Vipareethangal: Malayaliyude Madhyama Jeevitham by Shaji Jacob is a difficult book to categorise because at different levels it deals with both media politics and cultural dynamics. The majority of people in Kerala are politically conscious with more than 70 percentage of the population having television access and over 60 percentage claiming access to at least one newspaper. It is also an extremely complex and mediated public sphere where the interests of caste, class, party affiliations and even religion can determine or undermine media habits.
Vipareethangal…, as the title suggests, points towards the paradoxes inherent in the average Malayali’s media-centred, media-controlled life where ironically enough all tall claims of a society based on literacy, political will and egalitarian values dissipate in the face of voracious media consumption patterns. Thus the Malayali consumes and is in turn consumed by the media, argues the author.
Vipareethangal: Malayaliyude Madhyama Jeevitham explores the paradoxical process whereby media consumers might themselves end up becoming products. How the media manufactures consent, the ideologies of a booming culture industry, the agendas of media imperialism, the rise of popular culture in the context of globalisation and post-modern conditions of existence – are all taken up for detailed analysis by the author.
From the advent of modernity in Kerala and the arrival of print to the rise in popularity of newspapers, magazines, cinema, music, and the radio till the age of the new media, the book attempts a chronological analysis of the circuits of culture and power within which the discourses of media are so embedded.
The introductory chapter places media studies in the methodological framework of inter-disciplinary cultural studies. On the surface it might look as though this chapter sometimes falls into an uncritical acceptance of Western communication and cultural theories. However Shaji Jacob does provide survey reports and analyses from the Indian context to substantiate his arguments.
The ensuing chapters span topics from the Kerala Renaissance and its media lessons to popular television and a political reading of the Mahabharatha serial. From the Malayali’s cyber worlds to the priming and framing of the Gulf Wars, the book goes on to make an intriguing study of the representations of the body in media as a site where power writes itself.
The uniqueness of this book probably derives from the fact that not many attempts have been made in the specific context of Kerala to conceptualise and formulate critical theorising on media, society and commodification.

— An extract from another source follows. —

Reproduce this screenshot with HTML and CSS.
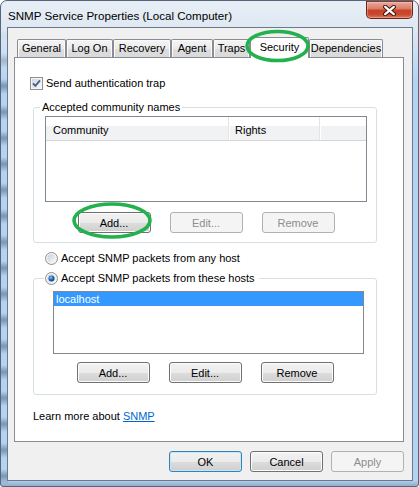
FILE: index.html
```html
<!DOCTYPE html>
<html lang="en">
<head>
<meta charset="utf-8">
<title>SNMP Service Properties</title>
<link rel="stylesheet" href="styles.css">
</head>
<body>
<div class="window">
  <div class="titlebar">
    <span class="title">SNMP Service Properties (Local Computer)</span>
    <div class="close">
      <svg width="13" height="11" viewBox="0 0 13 11">
        <path d="M2.2 1.8 L10.8 9.2 M10.8 1.8 L2.2 9.2" stroke="#43160d" stroke-width="4.2" stroke-linecap="round" fill="none"/>
        <path d="M2.2 1.8 L10.8 9.2 M10.8 1.8 L2.2 9.2" stroke="#ffffff" stroke-width="2.2" stroke-linecap="round" fill="none"/>
      </svg>
    </div>
  </div>
  <div class="client">
    <div class="tabs">
      <div class="tab tab-general">General</div>
      <div class="tab tab-logon">Log On</div>
      <div class="tab tab-recovery">Recovery</div>
      <div class="tab tab-agent">Agent</div>
      <div class="tab tab-traps">Traps</div>
      <div class="tab tab-security active">Security</div>
      <div class="tab tab-deps">Dependencies</div>
    </div>
    <div class="panel">
      <div class="check-row">
        <svg class="checkbox" width="13" height="13" viewBox="0 0 13 13">
          <defs>
            <linearGradient id="cbFill" x1="0" y1="0" x2="1" y2="1">
              <stop offset="0" stop-color="#d2d6dc"/>
              <stop offset="1" stop-color="#f8f8f8"/>
            </linearGradient>
          </defs>
          <rect x="0.5" y="0.5" width="12" height="12" fill="#f6f6f6" stroke="#8e8f8f"/>
          <rect x="2" y="2" width="9" height="9" fill="url(#cbFill)"/>
          <path d="M3 6.3 L5.4 8.9 L10 3.4" fill="none" stroke="#4a5f97" stroke-width="1.9"/>
        </svg>
        <span>Send authentication trap</span>
      </div>

      <fieldset class="group group-community">
        <legend class="group-legend">Accepted community names</legend>
        <div class="listview">
          <div class="lv-header">
            <div class="lv-col lv-col-community">Community</div>
            <div class="lv-col lv-col-rights">Rights</div>
            <div class="lv-col lv-col-rest"></div>
          </div>
        </div>
        <div class="btn-row">
          <button class="btn">Add...</button>
          <button class="btn" disabled>Edit...</button>
          <button class="btn" disabled>Remove</button>
        </div>
      </fieldset>

      <div class="radio-row">
        <svg class="radio" width="13" height="13" viewBox="0 0 13 13">
          <defs>
            <linearGradient id="rdFill1" x1="0" y1="0" x2="1" y2="1">
              <stop offset="0" stop-color="#c9ccd1"/>
              <stop offset="1" stop-color="#fbfbfb"/>
            </linearGradient>
          </defs>
          <circle cx="6.5" cy="6.5" r="6" fill="#f4f4f4" stroke="#8e8f8f"/>
          <circle cx="6.5" cy="6.5" r="4.3" fill="url(#rdFill1)"/>
        </svg>
        <span>Accept SNMP packets from any host</span>
      </div>

      <fieldset class="group group-hosts">
        <legend class="group-legend radio-legend">
          <svg class="radio" width="13" height="13" viewBox="0 0 13 13">
            <defs>
              <linearGradient id="rdFill2" x1="0" y1="0" x2="1" y2="1">
                <stop offset="0" stop-color="#c9ccd1"/>
                <stop offset="1" stop-color="#fbfbfb"/>
              </linearGradient>
              <radialGradient id="rdDot" cx="0.4" cy="0.35" r="0.7">
                <stop offset="0" stop-color="#8fd3ff"/>
                <stop offset="0.45" stop-color="#2a72c4"/>
                <stop offset="1" stop-color="#0c3470"/>
              </radialGradient>
            </defs>
            <circle cx="6.5" cy="6.5" r="6" fill="#f4f4f4" stroke="#8e8f8f"/>
            <circle cx="6.5" cy="6.5" r="4.3" fill="url(#rdFill2)"/>
            <circle cx="6.5" cy="6.5" r="3" fill="url(#rdDot)"/>
          </svg>
          <span>Accept SNMP packets from these hosts</span>
        </legend>
        <div class="listbox">
          <div class="lb-item selected">localhost</div>
        </div>
        <div class="btn-row btn-row-hosts">
          <button class="btn">Add...</button>
          <button class="btn">Edit...</button>
          <button class="btn">Remove</button>
        </div>
      </fieldset>

      <p class="learn">Learn more about <a href="#" class="link">SNMP</a></p>
    </div>
    <div class="actions">
      <button class="btn btn-default">OK</button>
      <button class="btn">Cancel</button>
      <button class="btn" disabled>Apply</button>
    </div>
  </div>

  <svg class="annotations" width="419" height="487" viewBox="0 0 419 487">
    <ellipse cx="277.5" cy="46" rx="30.5" ry="14.5" fill="none" stroke="#22b14c" stroke-width="3.6"/>
    <ellipse cx="112" cy="220.5" rx="38" ry="16.5" fill="none" stroke="#22b14c" stroke-width="3.6"/>
  </svg>
</div>
</body>
</html>
```

FILE: styles.css
```css
* {
  box-sizing: border-box;
}

html,
body {
  margin: 0;
  padding: 0;
}

body {
  width: 419px;
  height: 487px;
  overflow: hidden;
  background: #ffffff;
  font-family: "Liberation Sans", Arial, sans-serif;
  font-size: 11px;
  color: #000000;
}

.window {
  position: relative;
  width: 419px;
  height: 487px;
  display: flex;
  flex-direction: column;
  border: 1px solid #55667a;
  border-radius: 7px 7px 3px 3px;
  background-color: #b4d3f3;
  background-image:
    linear-gradient(to bottom, #e7eef6 0, #dfe8f2 28px, rgba(214, 228, 244, 0) 80px),
    repeating-linear-gradient(to bottom,
      rgba(66, 86, 112, 0) 0,
      rgba(66, 86, 112, 0.5) 7px,
      rgba(66, 86, 112, 0) 15px,
      rgba(66, 86, 112, 0) 26px),
    linear-gradient(to top, rgba(80, 100, 125, 0.35) 0, rgba(80, 100, 125, 0) 6px);
  background-size: 100% 100%, 7px 100%, 100% 100%;
  background-position: 0 0, 0 0, 0 0;
  background-repeat: no-repeat;
}

/* ---------- title bar ---------- */
.titlebar {
  height: 26px;
  flex: none;
  display: flex;
  justify-content: space-between;
  align-items: flex-start;
  padding: 0 5px 0 7px;
}

.title {
  margin-top: 8px;
  font-size: 11.6px;
  line-height: 14px;
  color: #000000;
  white-space: nowrap;
}

.close {
  width: 47px;
  height: 18px;
  display: flex;
  align-items: center;
  justify-content: center;
  border: 1px solid #6a2419;
  border-top-color: #8a3a2e;
  border-radius: 0 0 5px 5px;
  background: linear-gradient(to bottom, #eaaa9c 0, #db7b67 42%, #c4442a 52%, #c8492f 78%, #dd7b5e 100%);
  box-shadow: inset 0 0 0 1px rgba(255, 220, 210, 0.35);
}

/* ---------- client area ---------- */
.client {
  flex: 1;
  margin: 0 5px 5px 6px;
  border: 1px solid #6b7a8a;
  background: #f0f0f0;
  padding: 9px 8px 0 6px;
  display: flex;
  flex-direction: column;
}

.tabs {
  display: flex;
  align-items: flex-end;
  height: 20px;
  padding-left: 3px;
  position: relative;
  z-index: 1;
  flex: none;
}

.tab {
  height: 18px;
  line-height: 16px;
  text-align: center;
  white-space: nowrap;
  border: 1px solid #898c95;
  border-bottom: 0;
  border-radius: 2px 2px 0 0;
  background: linear-gradient(to bottom, #f4f4f4 0, #ebebeb 50%, #dedede 51%, #d9d9d9 100%);
  box-shadow: inset 1px 1px 0 #fbfbfb, inset -1px 0 0 #fbfbfb;
}

.tab-general { width: 49px; }
.tab-logon { width: 47px; }
.tab-recovery { width: 58px; }
.tab-agent { width: 42px; }
.tab-traps { width: 37px; }
.tab-deps { width: 74px; }

.tab.active {
  width: 59px;
  height: 21px;
  line-height: 18px;
  margin-bottom: -1px;
  background: #ffffff;
  box-shadow: none;
}

.panel {
  height: 385px;
  flex: none;
  border: 1px solid #898c95;
  background: #ffffff;
  padding: 19px 26px 0 15px;
}

.check-row,
.radio-row {
  display: flex;
  align-items: center;
  gap: 3px;
  height: 13px;
  line-height: 13px;
  white-space: nowrap;
}

.checkbox,
.radio {
  flex: none;
  display: block;
}

/* ---------- group boxes ---------- */
.group {
  margin: 0 0 0 3px;
  min-width: 0;
  border: 1px solid #d5dfe5;
  border-radius: 3px;
  box-shadow: inset 1px 1px 0 #ffffff;
}

.group-legend {
  line-height: 13px;
  padding: 0 2px;
  white-space: nowrap;
}

.group-community {
  margin-top: 11px;
  padding: 2px 9px 9px 11px;
}

.group-community .group-legend {
  margin-left: -5px;
}

.group-hosts {
  margin-top: 7px;
  padding: 6px 12px 11px 19px;
}

.radio-legend {
  display: flex;
  align-items: center;
  gap: 3px;
  margin-left: -9px;
  padding: 0 4px 0 1px;
}

.radio-row {
  margin: 9px 0 0 15px;
}

/* ---------- list view ---------- */
.listview {
  height: 86px;
  border: 1px solid #828790;
  background: #ffffff;
}

.lv-header {
  display: flex;
  height: 24px;
  background: linear-gradient(to bottom, #ffffff 0, #ffffff 38%, #f1f2f4 40%, #f1f2f4 100%);
  border-bottom: 1px solid #d5d5d5;
}

.lv-col {
  height: 23px;
  line-height: 13px;
  padding: 7px 0 0 7px;
  border-right: 1px solid #e3e4e8;
  box-shadow: 1px 0 0 #ffffff;
  white-space: nowrap;
}

.lv-col-community { width: 183px; }
.lv-col-rights { width: 91px; padding-left: 6px; }
.lv-col-rest { flex: 1; border-right: 0; box-shadow: none; }

/* ---------- list box ---------- */
.listbox {
  height: 63px;
  border: 1px solid #828790;
  background: #ffffff;
}

.lb-item {
  height: 14px;
  line-height: 14px;
  padding-left: 2px;
}

.lb-item.selected {
  background: #3399ff;
  color: #ffffff;
}

/* ---------- buttons ---------- */
.btn-row {
  display: flex;
  justify-content: center;
  gap: 19px;
  margin-top: 10px;
}

.btn-row-hosts {
  margin-top: 8px;
  margin-left: -7px;
}

.btn {
  width: 73px;
  height: 21px;
  padding: 0;
  font-family: inherit;
  font-size: 11px;
  color: #000000;
  border: 1px solid #707070;
  border-radius: 3px;
  background: linear-gradient(to bottom, #f2f2f2 0, #ebebeb 50%, #dddddd 51%, #cfcfcf 100%);
  box-shadow: inset 0 0 0 1px #fcfcfc;
}

.btn:disabled {
  border-color: #adb2b5;
  background: #f4f4f4;
  color: #8d8d8d;
  box-shadow: none;
}

.btn-default {
  border-color: #3c7fb1;
  box-shadow: inset 0 0 0 1px #bfe8fb;
}

/* ---------- footer ---------- */
.learn {
  margin: 15px 0 0 3px;
  line-height: 13px;
  white-space: nowrap;
}

.link {
  color: #0066cc;
  text-decoration: underline;
}

.actions {
  display: flex;
  justify-content: flex-end;
  gap: 8px;
  margin-top: 9px;
  flex: none;
}

/* ---------- annotation overlay ---------- */
.annotations {
  position: absolute;
  left: -1px;
  top: -1px;
  pointer-events: none;
  z-index: 5;
}
```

However, this is a book that the Malayali reader might constantly quarrel with, very vigorously at certain points, which could have been the intention of the author too. In a language that is sometimes jargon happy, which seems to have become a necessary calamity in books of this kind, yet mostly witty and provocative to say the least, Vipareethangal… will make Malayali readers think aloud and ponder over many of the issues taken up in its pages.
This book brings out a key aspect of contemporary life in Kerala – its media ‘saturatedness’. Through this it explores the truisms and subtle idiosyncrasies that are so much a part of our culture today. Shaji Jacob writes with studied balance, bringing both a sharp wit and impressive analytical skills to his critique.
One can see an intellectual rigour that is usually reserved for research papers and dissertations within the academia, which could both be this book’s strength and its weakness depending on who reads it and how.